What the task requires: State the number of lines in these records that include the word "React", and add nothing to it.

───── Dataset rows ─────

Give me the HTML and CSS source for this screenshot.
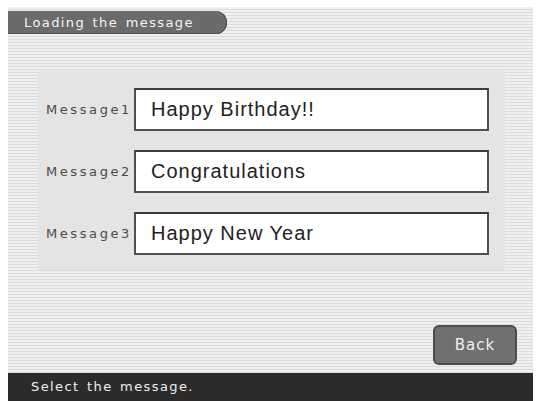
FILE: index.html
```html
<!DOCTYPE html>
<html lang="en">
<head>
    <meta charset="UTF-8">
    <meta name="viewport" content="width=device-width, initial-scale=1.0">
    <title>Loading the message</title>
    <link rel="stylesheet" href="styles.css">
</head>
<body>
    <div class="screen">
        <div class="title-bar">Loading the message</div>

        <div class="panel">
            <div class="row">
                <span class="label">Message1</span>
                <div class="field">Happy Birthday!!</div>
            </div>
            <div class="row">
                <span class="label">Message2</span>
                <div class="field">Congratulations</div>
            </div>
            <div class="row">
                <span class="label">Message3</span>
                <div class="field">Happy New Year</div>
            </div>
        </div>

        <div class="actions">
            <button class="back-btn">Back</button>
        </div>

        <div class="status-bar">Select the message.</div>
    </div>
</body>
</html>
```

FILE: styles.css
```css
/* Global Styles */
body {
    margin: 0;
    padding: 0;
    background: #ffffff;
    font-family: 'DejaVu Sans', sans-serif;
}

/* Device screen */
.screen {
    margin: 7px 4px 0 8px;
    height: 394px;
    display: flex;
    flex-direction: column;
    background: repeating-linear-gradient(180deg, #efefef 0 2px, #dcdcdc 2px 3px);
}

.title-bar {
    margin-top: 4px;
    width: 203px;
    height: 23px;
    padding-left: 16px;
    background: #6b6b6b;
    border-radius: 0 12px 12px 0;
    box-shadow: inset -1px 0 0 #4a4a4a, inset 0 -1px 0 #555;
    color: #f4f4f4;
    font-size: 13px;
    line-height: 23px;
    letter-spacing: 1.4px;
    word-spacing: 2px;
}

/* Message list */
.panel {
    margin: 37px 28px 0 30px;
    padding: 17px 16px 15px 0;
    background: #e4e4e4;
    display: flex;
    flex-direction: column;
    gap: 19px;
}

.row {
    display: flex;
    align-items: center;
}

.label {
    width: 94px;
    padding-right: 2px;
    text-align: right;
    color: #4a4a4a;
    font-size: 13px;
    letter-spacing: 2.6px;
}

.field {
    flex: 1;
    height: 39px;
    padding-left: 15px;
    background: #fff;
    border: 2px solid #4f4f4f;
    border-top-color: #3d3d3d;
    color: #222;
    font-family: 'Liberation Sans', Arial, sans-serif;
    font-size: 20px;
    line-height: 39px;
    letter-spacing: 1px;
}

/* Back button */
.actions {
    display: flex;
    justify-content: flex-end;
    margin-top: auto;
    padding: 0 16px 8px 0;
}

.back-btn {
    width: 84px;
    height: 40px;
    background: #707070;
    border: 2px solid #4c4c4c;
    border-radius: 6px;
    color: #efefef;
    font-family: 'DejaVu Sans', sans-serif;
    font-size: 15px;
    letter-spacing: 1px;
}

/* Status bar */
.status-bar {
    height: 28px;
    padding-left: 23px;
    background: #2b2b2b;
    color: #f0f0f0;
    font-size: 13px;
    line-height: 28px;
    letter-spacing: 1.4px;
    word-spacing: 2px;
}
```
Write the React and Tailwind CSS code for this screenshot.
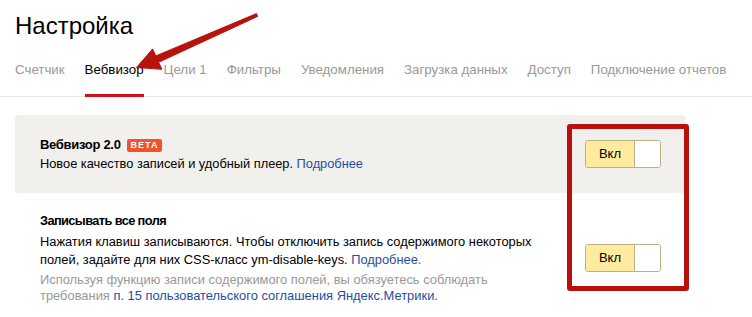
import React from "react";

const tabs = ["Счетчик", "Вебвизор", "Цели 1", "Фильтры", "Уведомления", "Загрузка данных", "Доступ", "Подключение отчетов"];

function Toggle() {
  return (
    <div className="flex h-[28px] w-[76px] shrink-0 overflow-hidden rounded-[3px] border border-[#bdb184]">
      <div className="flex w-[48px] items-center justify-center bg-[#ffeba0] text-[13px] text-black">Вкл</div>
      <div className="flex-1 border-l border-[#bdb184] bg-white" />
    </div>
  );
}

export default function App() {
  return (
    <div className="relative h-[317px] w-[752px] overflow-hidden bg-white font-['Liberation_Sans',Arial,sans-serif] text-black">
      <h1 className="pl-[15px] pt-[11px] text-[24px] leading-[30px] font-normal">Настройка</h1>
      <nav className="mt-[20px] flex gap-[20px] border-b border-[#e6e6e6] pl-[15px]">
        {tabs.map((t) =>
          t === "Вебвизор" ? (
            <div key={t} className="-mb-px border-b-[3px] border-[#d0101a] pb-[15px] text-[13.3px] leading-[18px] text-black">{t}</div>
          ) : (
            <div key={t} className="-mb-px pb-[18px] text-[13.3px] leading-[18px] text-[#999]">{t}</div>
          )
        )}
      </nav>

      <section className="ml-[15px] mt-[18px] flex h-[78px] w-[670px] items-center rounded-[3px] bg-[#f2f0ed] pl-[25px] pr-[24px]">
        <div className="flex-1">
          <div className="flex items-center text-[13px] font-bold leading-[20px] tracking-[-0.3px]">
            Вебвизор 2.0
            <span className="ml-[6px] rounded-[2px] bg-[#f0532b] px-[4px] text-[9px] font-bold leading-[13px] tracking-[1px] text-white">BETA</span>
          </div>
          <div className="text-[12.8px] leading-[18px]">
            Новое качество записей и удобный плеер. <span className="text-[#1f4fa3]">Подробнее</span>
          </div>
        </div>
        <Toggle />
      </section>

      <section className="ml-[15px] flex w-[670px] items-center pl-[25px] pr-[24px] pt-[18px]">
        <div className="flex-1">
          <div className="text-[12.8px] font-bold leading-[20px] tracking-[-0.6px]">Записывать все поля</div>
          <div className="mt-[2px] text-[12.85px] leading-[18px]">
            Нажатия клавиш записываются. Чтобы отключить запись содержимого некоторых
            <br />
            полей, задайте для них CSS-класс ym-disable-keys. <span className="text-[#1f4fa3]">Подробнее.</span>
          </div>
          <div className="mt-[3px] text-[12.9px] leading-[16px] text-[#999]">
            Используя функцию записи содержимого полей, вы обязуетесь соблюдать
            <br />
            требования <span className="text-[#1f4fa3]">п. 15 пользовательского соглашения Яндекс.Метрики.</span>
          </div>
        </div>
        <Toggle />
      </section>

      <div className="pointer-events-none absolute left-[567px] top-[124px] h-[167px] w-[122px] rounded-[3px] border-[5px] border-[#b8100b]" />

      <svg className="pointer-events-none absolute left-0 top-0" width="752" height="317" viewBox="0 0 752 317">
        <polygon
          points="256.4,13.6 155.8,55.9 152.6,48.9 136.5,67.5 162,69.3 158.6,62.3 257.6,16.4"
          fill="#b8120d"
          stroke="#b8120d"
          strokeWidth="1"
          strokeLinejoin="round"
        />
      </svg>
    </div>
  );
}
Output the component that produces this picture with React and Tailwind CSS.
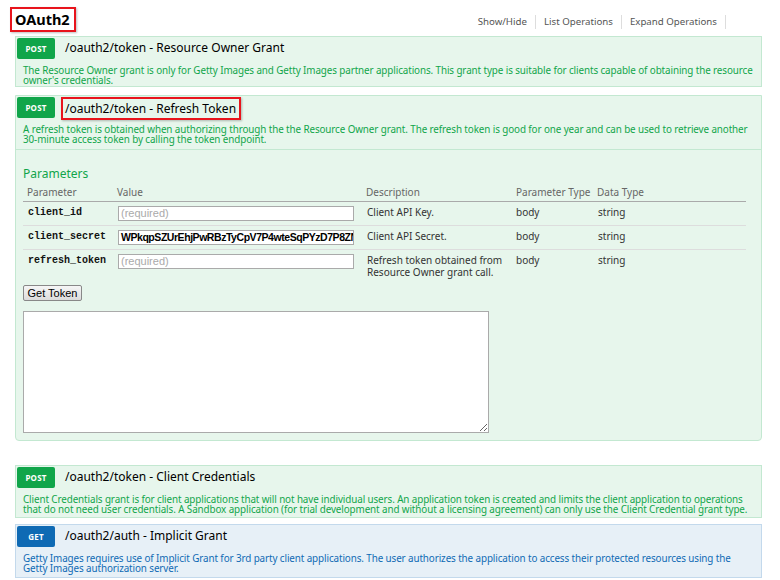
const green = "text-[#10a54a]";

const Badge = ({ method }) => (
  <div
    className={
      "w-[38px] h-[21px] mt-px ml-px rounded-[2px] flex items-center justify-center text-white text-[8px] font-bold tracking-wide " +
      (method === "GET" ? "bg-[#0f6ab4]" : "bg-[#10a54a]")
    }
  >
    {method}
  </div>
);

const Heading = ({ method, path, boxed }) => (
  <div className="h-[22px] flex items-start">
    <Badge method={method} />
    {boxed ? (
      <div className="ml-[6px] mt-px h-[23px] w-[180px] border-2 border-[#e8141c] shadow-[1px_1px_2px_rgba(0,0,0,0.25)] flex items-center pl-[2px] whitespace-nowrap text-[12px] text-black">
        {path}
      </div>
    ) : (
      <div className="ml-[10px] h-[22px] flex items-center whitespace-nowrap text-[12px] text-black">{path}</div>
    )}
  </div>
);

const Desc = ({ children, blue }) => (
  <p
    className={
      "pl-[7px] pr-[5px] pt-[6px] pb-[3px] text-[9.85px] leading-[10px] tracking-[-0.1px] " +
      (blue ? "text-[#0f6ab4]" : "text-[#10a54a]")
    }
  >
    {children}
  </p>
);

const params = [
  { name: "client_id", value: "", desc: "Client API Key." },
  { name: "client_secret", value: "WPkqpSZUrEhjPwRBzTyCpV7P4wteSqPYzD7P8ZNzVnqW", desc: "Client API Secret." },
  { name: "refresh_token", value: "", desc: "Refresh token obtained from Resource Owner grant call." },
];

export default function App() {
  return (
    <div className="w-[780px] h-[580px] overflow-hidden bg-white font-['Noto_Sans',sans-serif]">
      <div className="h-[36px] flex items-start justify-between">
        <div className="mt-[7px] ml-[10px] h-[25px] w-[66px] border-2 border-[#e8141c] shadow-[1px_1px_2px_rgba(0,0,0,0.25)] flex items-center pl-[3px] text-[14.5px] font-bold text-black">
          OAuth2
        </div>
        <ul className="mt-[15px] mr-[54px] flex text-[9.7px] text-[#555] leading-[14px]">
          <li className="px-[8px] border-r border-[#ddd]">Show/Hide</li>
          <li className="px-[8px] border-r border-[#ddd]">List Operations</li>
          <li className="px-[8px] border-r border-[#ddd]">Expand Operations</li>
        </ul>
      </div>

      <div className="pl-[15px] pr-[18px]">
        <div className="h-[51px] border border-[#c3e8d1] bg-[#e7f6ec]">
          <Heading method="POST" path="/oauth2/token - Resource Owner Grant" />
          <Desc>
            The Resource Owner grant is only for Getty Images and Getty Images partner applications. This grant type is
            suitable for clients capable of obtaining the resource owner's credentials.
          </Desc>
        </div>

        <div className="mt-[8px] h-[346px] border border-[#c3e8d1] bg-[#e7f6ec] rounded-b-[4px]">
          <Heading method="POST" path="/oauth2/token - Refresh Token" boxed />
          <Desc>
            A refresh token is obtained when authorizing through the the Resource Owner grant. The refresh token is good
            for one year and can be used to retrieve another 30-minute access token by calling the token endpoint.
          </Desc>
          <div className="border-t border-[#c3e8d1] mt-[2px] px-[7px]">
            <h3 className={"mt-[16px] text-[12px] leading-[16px] " + green}>Parameters</h3>
            <div className="mt-[3px] mr-[8px] grid grid-cols-[90px_249px_150px_81px_1fr] text-[10px] text-[#333]">
              <div className="pl-[4px] h-[17px] leading-[14px] text-[#666] border-b border-[#aaa]">Parameter</div>
              <div className="pl-[4px] h-[17px] leading-[14px] text-[#666] border-b border-[#aaa]">Value</div>
              <div className="pl-[4px] h-[17px] leading-[14px] text-[#666] border-b border-[#aaa]">Description</div>
              <div className="pl-[4px] h-[17px] leading-[14px] text-[#666] border-b border-[#aaa]">Parameter Type</div>
              <div className="pl-[4px] h-[17px] leading-[14px] text-[#666] border-b border-[#aaa]">Data Type</div>
              {params.map((p, i) => {
                const last = i === params.length - 1;
                const cell = "pt-[4px] " + (last ? "h-[30px]" : "h-[24px] border-b border-[#ddd]");
                return [
                  <div key={p.name + "n"} className={cell + " pl-[5px] font-['Liberation_Mono',monospace] font-bold text-[10px] leading-[14px] text-[#111]"}>
                    {p.name}
                  </div>,
                  <div key={p.name + "v"} className={cell + " pl-[5px]"}>
                    <div className="w-[236px] h-[15px] bg-white border border-[#aaa] overflow-hidden whitespace-nowrap pl-[2px] font-['Liberation_Sans',sans-serif] text-[11px] leading-[13px]">
                      {p.value ? (
                        <span className="font-bold text-black text-[10.5px] tracking-[-0.45px]">{p.value}</span>
                      ) : (
                        <span className="text-[#aaa]">(required)</span>
                      )}
                    </div>
                  </div>,
                  <div key={p.name + "d"} className={cell + " pl-[5px] leading-[12px] pr-[4px]"}>
                    {p.desc}
                  </div>,
                  <div key={p.name + "t"} className={cell + " pl-[4px] leading-[12px]"}>
                    body
                  </div>,
                  <div key={p.name + "s"} className={cell + " pl-[5px] leading-[12px]"}>
                    string
                  </div>,
                ];
              })}
            </div>
            <button className="block mt-[5px] h-[16px] w-[59px] border border-[#888] rounded-[2px] bg-gradient-to-b from-[#f6f6f6] to-[#dcdcdc] font-['Liberation_Sans',sans-serif] text-[11px] leading-[14px] text-black">
              Get Token
            </button>
            <textarea className="block mt-[10px] w-[466px] h-[122px] bg-white border border-[#aaa] resize-y" />
          </div>
        </div>

        <div className="mt-[24px] h-[53px] border border-[#c3e8d1] bg-[#e7f6ec]">
          <Heading method="POST" path="/oauth2/token - Client Credentials" />
          <Desc>
            Client Credentials grant is for client applications that will not have individual users. An application token
            is created and limits the client application to operations that do not need user credentials. A Sandbox
            application (for trial development and without a licensing agreement) can only use the Client Credential grant
            type.
          </Desc>
        </div>

        <div className="mt-[6px] h-[54px] border border-[#c3d9ec] bg-[#e7f0f7]">
          <Heading method="GET" path="/oauth2/auth - Implicit Grant" />
          <Desc blue>
            Getty Images requires use of Implicit Grant for 3rd party client applications. The user authorizes the
            application to access their protected resources using the Getty Images authorization server.
          </Desc>
        </div>
      </div>
    </div>
  );
}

─────

Solution to this problem: 3